Present: ROBERT A. KATZMANN,
Chief Judge,
RALPH K. WINTER,
SUSAN L. CARNEY,
Circuit Judges.
____________________________________________________________
UNITED STATES OF AMERICA,
Appellee,
- v. - No. 14-355
DIEGO B. RODRIGUEZ,
Defendant-Appellant,
ALAN QUINONES, HECTOR VEGA, JANET SOTO, MILTON RIVERA, JOSEPH C.
BROWN, JOHNNY RODRIGUEZ, SAUL HERNANDEZ, RAUL HERNANDEZ, ROBERT
VEVE,
Defendants.
____________________________________________________________
For Defendant-Appellant: Malvina Nathanson, New York, New York
1
For Appellee: Nicholas J. Lewin, Michael A. Levy, Assistant U.S.
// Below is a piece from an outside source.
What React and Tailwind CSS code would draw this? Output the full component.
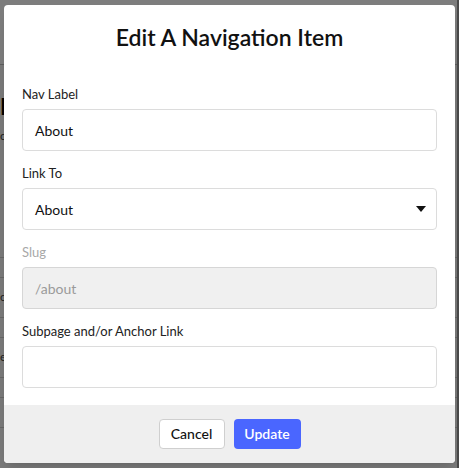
import React from 'react';

function Field({ label, children, muted }) {
  return (
    <div className="flex flex-col gap-[5px]">
      <label className={`block h-5 text-[13px] leading-5 ${muted ? 'text-[#a8a8a8]' : 'text-[#222]'}`}>
        {label}
      </label>
      {children}
    </div>
  );
}

export default function App() {
  return (
    <div
      className="relative h-[468px] w-[459px] overflow-hidden bg-[#7a7a7a]"
      style={{ fontFamily: 'Lato, "Open Sans", sans-serif' }}
    >
      {/* page behind the overlay */}
      <div className="flex h-full">
        <div className="flex-1">
          <div className="h-[65px] border-b border-[#5f5f5f] bg-[#7d7d7d]" />
          <div className="mt-[30px] text-[22px] font-bold leading-6 text-black">M</div>
          <div className="mt-2 text-[12px] text-[#222]">c</div>
          <div className="mt-[112px] border-b border-[#666]" />
          <div className="h-[20px] border-b border-[#666]" />
          <div className="h-[40px] border-b border-[#666] pt-[10px] text-[12px] text-[#222]">c</div>
          <div className="h-[20px] border-b border-[#666]" />
          <div className="h-[40px] border-b border-[#666] pt-[10px] text-[12px] text-[#222]">e</div>
          <div className="h-[20px] border-b border-[#666]" />
          <div className="h-[30px] border-b border-[#666]" />
        </div>
        <div className="w-[2px] bg-[#4a4a4a]" />
      </div>

      {/* modal */}
      <div className="absolute left-[4px] top-[5px] flex h-[458px] w-[451px] flex-col overflow-hidden rounded bg-white shadow-lg">
        <div className="flex-1 px-[18px]">
          <h2 className="pt-[16px] text-center text-[23px] font-semibold leading-8 text-[#111]">
            Edit A Navigation Item
          </h2>
          <div className="mt-[31px] flex flex-col gap-[12px]">
            <Field label="Nav Label">
              <div className="flex h-[42px] items-center rounded border border-[#dcdcdc] px-3 text-[14px] text-[#111]">
                About
              </div>
            </Field>
            <Field label="Link To">
              <div className="flex h-[42px] items-center justify-between rounded border border-[#dcdcdc] pl-3 pr-[10px] text-[14px] text-[#111]">
                <span>About</span>
                <svg width="10" height="6" viewBox="0 0 10 6">
                  <path d="M0 0h10L5 6z" fill="#111" />
                </svg>
              </div>
            </Field>
            <Field label="Slug" muted>
              <div className="flex h-[42px] items-center rounded border border-[#d6d6d6] bg-[#f0f0f0] px-3 text-[14px] text-[#9a9a9a]">
                /about
              </div>
            </Field>
            <Field label="Subpage and/or Anchor Link">
              <div className="h-[42px] rounded border border-[#dcdcdc]" />
            </Field>
          </div>
        </div>
        <div className="flex h-[58px] items-center justify-center gap-[9px] bg-[#efefef] pb-[1px]">
          <button className="h-[30px] w-[66px] rounded border border-[#cfcfcf] bg-white text-[14px] font-medium text-[#111]">
            Cancel
          </button>
          <button className="h-[30px] w-[67px] rounded bg-[#4a66ff] text-[14px] font-semibold text-white">
            Update
          </button>
        </div>
      </div>
    </div>
  );
}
Attorneys, for Preet Bharara, U.S. Attorney for the
Southern District of New York, New York, New York
Appeal from the United States District Court for the Southern District of New York
(Rakoff, J.).
ON CONSIDERATION WHEREOF, IT IS HEREBY ORDERED, ADJUDGED,
and DECREED that the judgment of the district court is hereby AFFIRMED.
Defendant-Appellant Diego B. Rodriguez appeals from a November 12, 2013 order
correcting his sentence pursuant to Federal Rule of Criminal Procedure 36. We assume the
parties’ familiarity with the relevant facts, procedural history of the case, and the issues
presented for review.
Rodriguez’s sole argument on appeal is that he should have been present when the district
court corrected his sentence pursuant to Rule 36, which permits district courts to correct “clerical
error[s] in a judgment, order, or other part of the record.” Rodriguez relies on Rule 43(a)(3),
which requires defendants to be present at “sentencing.” Although Rule 43(b)(4) creates an
exception to this requirement for corrections of sentences pursuant to Rule 35 or 18 U.S.C. §
3582(c), it does not explicitly carve out corrections of clerical errors pursuant to Rule 36.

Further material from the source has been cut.